==== Source excerpt ====

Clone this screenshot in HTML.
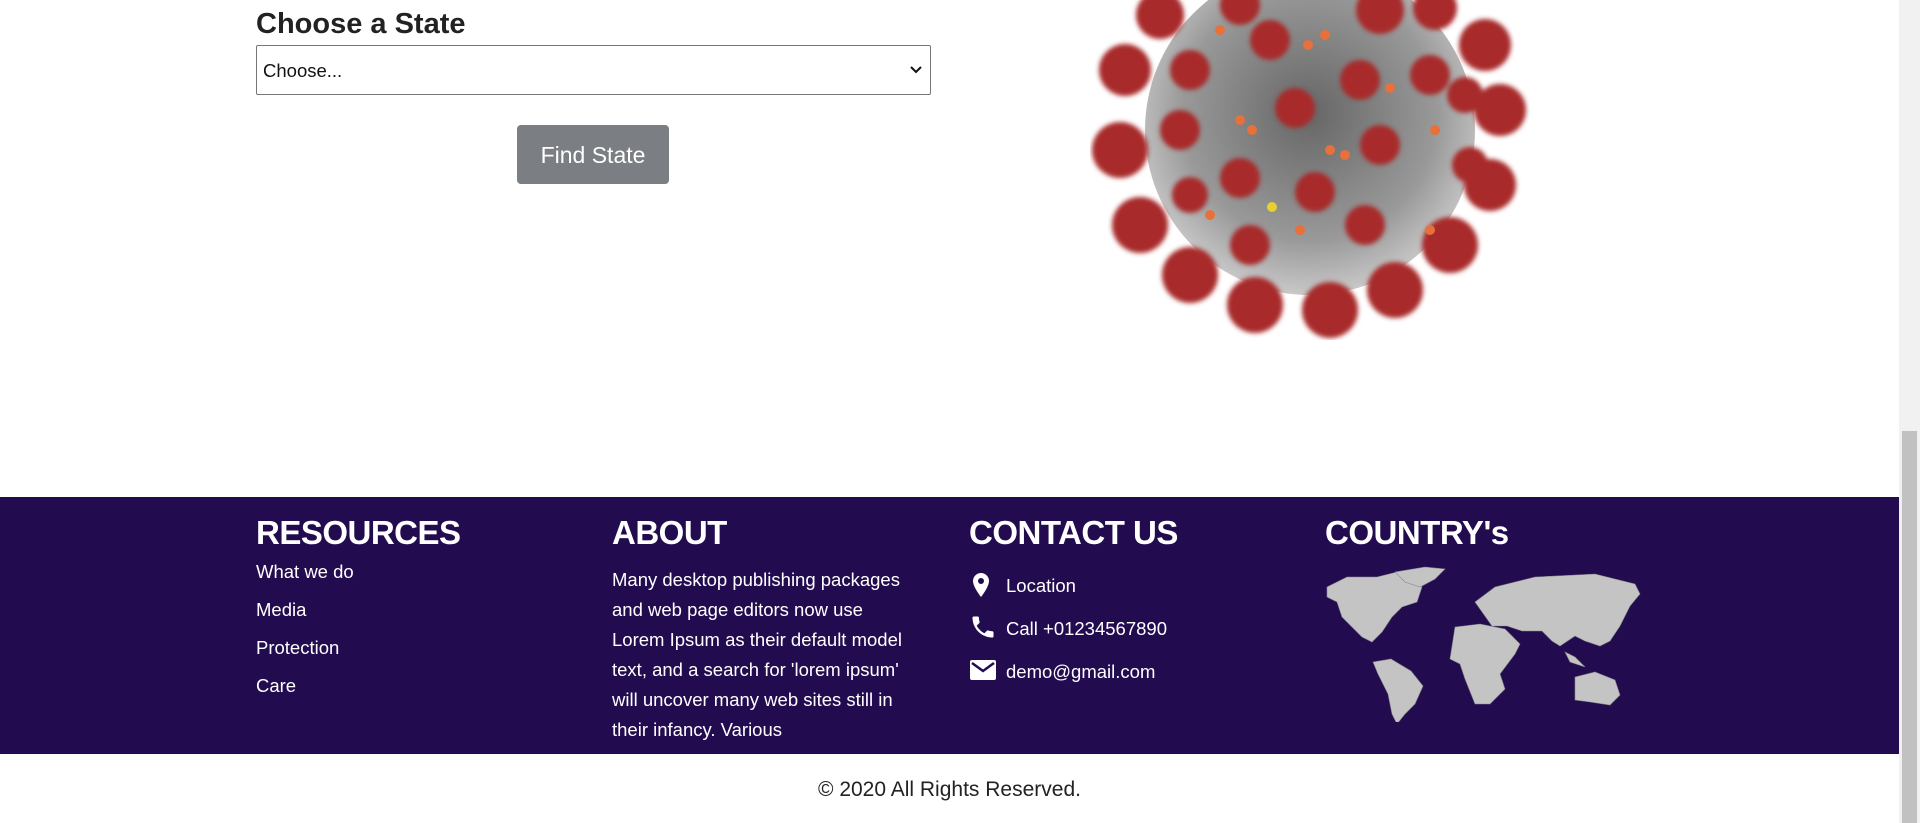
<!DOCTYPE html>
<html><head><meta charset="utf-8"><style>
*{box-sizing:border-box;margin:0;padding:0}
body{width:1920px;height:823px;overflow:hidden;background:#fff;font-family:"Liberation Sans",sans-serif;position:relative;color:#212529}
.abs{position:absolute}
.scroll{position:absolute;right:0;top:0;width:21px;height:823px;background:#f1f1f1}
.thumb{position:absolute;right:3px;top:431px;width:15px;height:392px;background:#c1c1c1}
footer{position:absolute;left:0;top:497px;width:1899px;height:257px;background:#220c4f;color:#fff}
footer h3{position:absolute;top:17px;font-size:33px;font-weight:bold;letter-spacing:-0.5px}
footer .t{position:absolute;font-size:18.5px;white-space:nowrap}
</style></head><body>
<div class="abs" style="left:256px;top:8px;font-size:29px;font-weight:bold;color:#222">Choose a State</div>
<div class="abs" style="left:256px;top:45px;width:675px;height:50px;border:1px solid #767676;border-radius:2px;font-size:18.5px;padding:14px 6px;color:#111">Choose...
<svg class="abs" style="right:8px;top:19px" width="12" height="9" viewBox="0 0 12 9"><path d="M1 2l5 5 5-5" stroke="#111" stroke-width="2" fill="none"/></svg></div>
<div class="abs" style="left:517px;top:125px;width:152px;height:59px;background:#7b7e82;border-radius:4px;color:#fff;font-size:23px;text-align:center;line-height:61px">Find State</div>

<svg class="abs" style="left:1090px;top:0" width="440" height="340" viewBox="0 0 440 340">
<defs><radialGradient id="g" cx="50%" cy="45%" r="55%"><stop offset="0" stop-color="#666"/><stop offset=".7" stop-color="#999"/><stop offset="1" stop-color="#c8c8c8"/></radialGradient>
<filter id="b"><feGaussianBlur stdDeviation="2.5"/></filter></defs>
<circle cx="220" cy="130" r="165" fill="url(#g)"/>
<g fill="#a82a2a" filter="url(#b)">
<circle cx="35" cy="70" r="26"/><circle cx="30" cy="150" r="28"/><circle cx="50" cy="225" r="28"/><circle cx="100" cy="275" r="28"/><circle cx="165" cy="305" r="28"/><circle cx="240" cy="310" r="28"/><circle cx="305" cy="290" r="28"/><circle cx="360" cy="245" r="28"/><circle cx="400" cy="185" r="26"/><circle cx="410" cy="110" r="26"/><circle cx="395" cy="45" r="26"/><circle cx="70" cy="15" r="24"/><circle cx="150" cy="5" r="20"/><circle cx="290" cy="10" r="24"/><circle cx="345" cy="8" r="22"/>
<circle cx="180" cy="40" r="20"/><circle cx="270" cy="80" r="20"/><circle cx="205" cy="108" r="20"/><circle cx="100" cy="70" r="20"/><circle cx="90" cy="130" r="20"/><circle cx="290" cy="145" r="20"/><circle cx="150" cy="178" r="20"/><circle cx="225" cy="192" r="20"/><circle cx="275" cy="225" r="20"/><circle cx="160" cy="245" r="20"/><circle cx="100" cy="195" r="18"/><circle cx="340" cy="75" r="20"/><circle cx="375" cy="95" r="18"/><circle cx="380" cy="165" r="18"/>
</g>
<g fill="#e8703a"><circle cx="130" cy="30" r="5"/><circle cx="218" cy="45" r="5"/><circle cx="235" cy="35" r="5"/><circle cx="150" cy="120" r="5"/><circle cx="162" cy="130" r="5"/><circle cx="300" cy="88" r="5"/><circle cx="240" cy="150" r="5"/><circle cx="255" cy="155" r="5"/><circle cx="120" cy="215" r="5"/><circle cx="210" cy="230" r="5"/><circle cx="340" cy="230" r="5"/><circle cx="345" cy="130" r="5"/></g>
<circle cx="182" cy="207" r="5" fill="#e8d030"/>
</svg>

<footer>
<h3 style="left:256px">RESOURCES</h3>
<div class="t" style="left:256px;top:64px">What we do</div>
<div class="t" style="left:256px;top:102px">Media</div>
<div class="t" style="left:256px;top:140px">Protection</div>
<div class="t" style="left:256px;top:178px">Care</div>
<h3 style="left:612px">ABOUT</h3>
<div class="t" style="left:612px;top:68px;line-height:30px;font-size:18.5px">Many desktop publishing packages<br>and web page editors now use<br>Lorem Ipsum as their default model<br>text, and a search for 'lorem ipsum'<br>will uncover many web sites still in<br>their infancy. Various</div>
<h3 style="left:969px">CONTACT US</h3>
<svg class="abs" style="left:971px;top:75px" width="20" height="26" viewBox="0 0 20 26"><path d="M10 1a8 8 0 0 0-8 8c0 6 8 16 8 16s8-10 8-16a8 8 0 0 0-8-8z" fill="#fff"/><circle cx="10" cy="9" r="3" fill="#220c4f"/></svg>
<div class="t" style="left:1006px;top:78px">Location</div>
<svg class="abs" style="left:969px;top:116px" width="28" height="28" viewBox="0 0 24 24"><path d="M6.6 10.8c1.4 2.8 3.8 5.1 6.6 6.6l2.2-2.2c.3-.3.7-.4 1-.2 1.1.4 2.3.6 3.6.6.6 0 1 .4 1 1V20c0 .6-.4 1-1 1C10.6 21 3 13.4 3 4c0-.6.4-1 1-1h3.5c.6 0 1 .4 1 1 0 1.3.2 2.5.6 3.6.1.3 0 .7-.2 1z" fill="#fff"/></svg>
<div class="t" style="left:1006px;top:121px">Call +01234567890</div>
<svg class="abs" style="left:970px;top:163px" width="26" height="20" viewBox="0 0 26 20"><rect width="26" height="20" rx="2" fill="#fff"/><path d="M2 3l11 8 11-8" stroke="#220c4f" stroke-width="2.5" fill="none"/></svg>
<div class="t" style="left:1006px;top:164px">demo@gmail.com</div>
<h3 style="left:1325px">COUNTRY's</h3>
<svg class="abs" style="left:1325px;top:65px" width="320" height="160" viewBox="0 0 320 160" fill="#c4c4c4" stroke="#888" stroke-width=".6">
<path d="M2 25l20-10 30 0 20-5 15 5 10 10-5 15-15 5-10 10-10 15-10 10-10-5-10-10-10-10-5-15-10-5z"/>
<path d="M70 10l30-5 20 2-10 10-15 8-15-5z"/>
<path d="M48 100l18-3 20 12 12 15-8 18-10 10-8 10-5-10-4-20-10-20z"/>
<path d="M150 40l20-15 40-10 60-3 40 10 5 10-10 12-10 20-10 15-10 5-15-5-10-5-15 10-8-5-10-10-20 0-15-5-15 0z"/>
<path d="M130 65l25-3 25 5 15 15-5 10-15 20 5 15-15 15-15 0-10-25-5-15-10-5z"/>
<path d="M250 115l20-5 20 8 5 15-10 10-20-3-15-2z"/>
<path d="M240 90l10 5 10 10-15-5z"/>
</svg>
</footer>
<div class="abs" style="left:0;top:778px;width:1899px;text-align:center;font-size:21px;color:#222">© 2020 All Rights Reserved.</div>
<div class="scroll"><div class="thumb"></div></div>
</body></html>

====

Instruction:
Leave out all pictures, then copy the remaining material exactly.

Full response:
Clone this screenshot in HTML.
<!DOCTYPE html>
<html><head><meta charset="utf-8"><style>
*{box-sizing:border-box;margin:0;padding:0}
body{width:1920px;height:823px;overflow:hidden;background:#fff;font-family:"Liberation Sans",sans-serif;position:relative;color:#212529}
.abs{position:absolute}
.scroll{position:absolute;right:0;top:0;width:21px;height:823px;background:#f1f1f1}
.thumb{position:absolute;right:3px;top:431px;width:15px;height:392px;background:#c1c1c1}
footer{position:absolute;left:0;top:497px;width:1899px;height:257px;background:#220c4f;color:#fff}
footer h3{position:absolute;top:17px;font-size:33px;font-weight:bold;letter-spacing:-0.5px}
footer .t{position:absolute;font-size:18.5px;white-space:nowrap}
</style></head><body>
<div class="abs" style="left:256px;top:8px;font-size:29px;font-weight:bold;color:#222">Choose a State</div>
<div class="abs" style="left:256px;top:45px;width:675px;height:50px;border:1px solid #767676;border-radius:2px;font-size:18.5px;padding:14px 6px;color:#111">Choose...
<svg class="abs" style="right:8px;top:19px" width="12" height="9" viewBox="0 0 12 9"><path d="M1 2l5 5 5-5" stroke="#111" stroke-width="2" fill="none"/></svg></div>
<div class="abs" style="left:517px;top:125px;width:152px;height:59px;background:#7b7e82;border-radius:4px;color:#fff;font-size:23px;text-align:center;line-height:61px">Find State</div>

<svg class="abs" style="left:1090px;top:0" width="440" height="340" viewBox="0 0 440 340">
<defs><radialGradient id="g" cx="50%" cy="45%" r="55%"><stop offset="0" stop-color="#666"/><stop offset=".7" stop-color="#999"/><stop offset="1" stop-color="#c8c8c8"/></radialGradient>
<filter id="b"><feGaussianBlur stdDeviation="2.5"/></filter></defs>
<circle cx="220" cy="130" r="165" fill="url(#g)"/>
<g fill="#a82a2a" filter="url(#b)">
<circle cx="35" cy="70" r="26"/><circle cx="30" cy="150" r="28"/><circle cx="50" cy="225" r="28"/><circle cx="100" cy="275" r="28"/><circle cx="165" cy="305" r="28"/><circle cx="240" cy="310" r="28"/><circle cx="305" cy="290" r="28"/><circle cx="360" cy="245" r="28"/><circle cx="400" cy="185" r="26"/><circle cx="410" cy="110" r="26"/><circle cx="395" cy="45" r="26"/><circle cx="70" cy="15" r="24"/><circle cx="150" cy="5" r="20"/><circle cx="290" cy="10" r="24"/><circle cx="345" cy="8" r="22"/>
<circle cx="180" cy="40" r="20"/><circle cx="270" cy="80" r="20"/><circle cx="205" cy="108" r="20"/><circle cx="100" cy="70" r="20"/><circle cx="90" cy="130" r="20"/><circle cx="290" cy="145" r="20"/><circle cx="150" cy="178" r="20"/><circle cx="225" cy="192" r="20"/><circle cx="275" cy="225" r="20"/><circle cx="160" cy="245" r="20"/><circle cx="100" cy="195" r="18"/><circle cx="340" cy="75" r="20"/><circle cx="375" cy="95" r="18"/><circle cx="380" cy="165" r="18"/>
</g>
<g fill="#e8703a"><circle cx="130" cy="30" r="5"/><circle cx="218" cy="45" r="5"/><circle cx="235" cy="35" r="5"/><circle cx="150" cy="120" r="5"/><circle cx="162" cy="130" r="5"/><circle cx="300" cy="88" r="5"/><circle cx="240" cy="150" r="5"/><circle cx="255" cy="155" r="5"/><circle cx="120" cy="215" r="5"/><circle cx="210" cy="230" r="5"/><circle cx="340" cy="230" r="5"/><circle cx="345" cy="130" r="5"/></g>
<circle cx="182" cy="207" r="5" fill="#e8d030"/>
</svg>

<footer>
<h3 style="left:256px">RESOURCES</h3>
<div class="t" style="left:256px;top:64px">What we do</div>
<div class="t" style="left:256px;top:102px">Media</div>
<div class="t" style="left:256px;top:140px">Protection</div>
<div class="t" style="left:256px;top:178px">Care</div>
<h3 style="left:612px">ABOUT</h3>
<div class="t" style="left:612px;top:68px;line-height:30px;font-size:18.5px">Many desktop publishing packages<br>and web page editors now use<br>Lorem Ipsum as their default model<br>text, and a search for 'lorem ipsum'<br>will uncover many web sites still in<br>their infancy. Various</div>
<h3 style="left:969px">CONTACT US</h3>
<svg class="abs" style="left:971px;top:75px" width="20" height="26" viewBox="0 0 20 26"><path d="M10 1a8 8 0 0 0-8 8c0 6 8 16 8 16s8-10 8-16a8 8 0 0 0-8-8z" fill="#fff"/><circle cx="10" cy="9" r="3" fill="#220c4f"/></svg>
<div class="t" style="left:1006px;top:78px">Location</div>
<svg class="abs" style="left:969px;top:116px" width="28" height="28" viewBox="0 0 24 24"><path d="M6.6 10.8c1.4 2.8 3.8 5.1 6.6 6.6l2.2-2.2c.3-.3.7-.4 1-.2 1.1.4 2.3.6 3.6.6.6 0 1 .4 1 1V20c0 .6-.4 1-1 1C10.6 21 3 13.4 3 4c0-.6.4-1 1-1h3.5c.6 0 1 .4 1 1 0 1.3.2 2.5.6 3.6.1.3 0 .7-.2 1z" fill="#fff"/></svg>
<div class="t" style="left:1006px;top:121px">Call +01234567890</div>
<svg class="abs" style="left:970px;top:163px" width="26" height="20" viewBox="0 0 26 20"><rect width="26" height="20" rx="2" fill="#fff"/><path d="M2 3l11 8 11-8" stroke="#220c4f" stroke-width="2.5" fill="none"/></svg>
<div class="t" style="left:1006px;top:164px">demo@gmail.com</div>
<h3 style="left:1325px">COUNTRY's</h3>
<svg class="abs" style="left:1325px;top:65px" width="320" height="160" viewBox="0 0 320 160" fill="#c4c4c4" stroke="#888" stroke-width=".6">
<path d="M2 25l20-10 30 0 20-5 15 5 10 10-5 15-15 5-10 10-10 15-10 10-10-5-10-10-10-10-5-15-10-5z"/>
<path d="M70 10l30-5 20 2-10 10-15 8-15-5z"/>
<path d="M48 100l18-3 20 12 12 15-8 18-10 10-8 10-5-10-4-20-10-20z"/>
<path d="M150 40l20-15 40-10 60-3 40 10 5 10-10 12-10 20-10 15-10 5-15-5-10-5-15 10-8-5-10-10-20 0-15-5-15 0z"/>
<path d="M130 65l25-3 25 5 15 15-5 10-15 20 5 15-15 15-15 0-10-25-5-15-10-5z"/>
<path d="M250 115l20-5 20 8 5 15-10 10-20-3-15-2z"/>
<path d="M240 90l10 5 10 10-15-5z"/>
</svg>
</footer>
<div class="abs" style="left:0;top:778px;width:1899px;text-align:center;font-size:21px;color:#222">© 2020 All Rights Reserved.</div>
<div class="scroll"><div class="thumb"></div></div>
</body></html>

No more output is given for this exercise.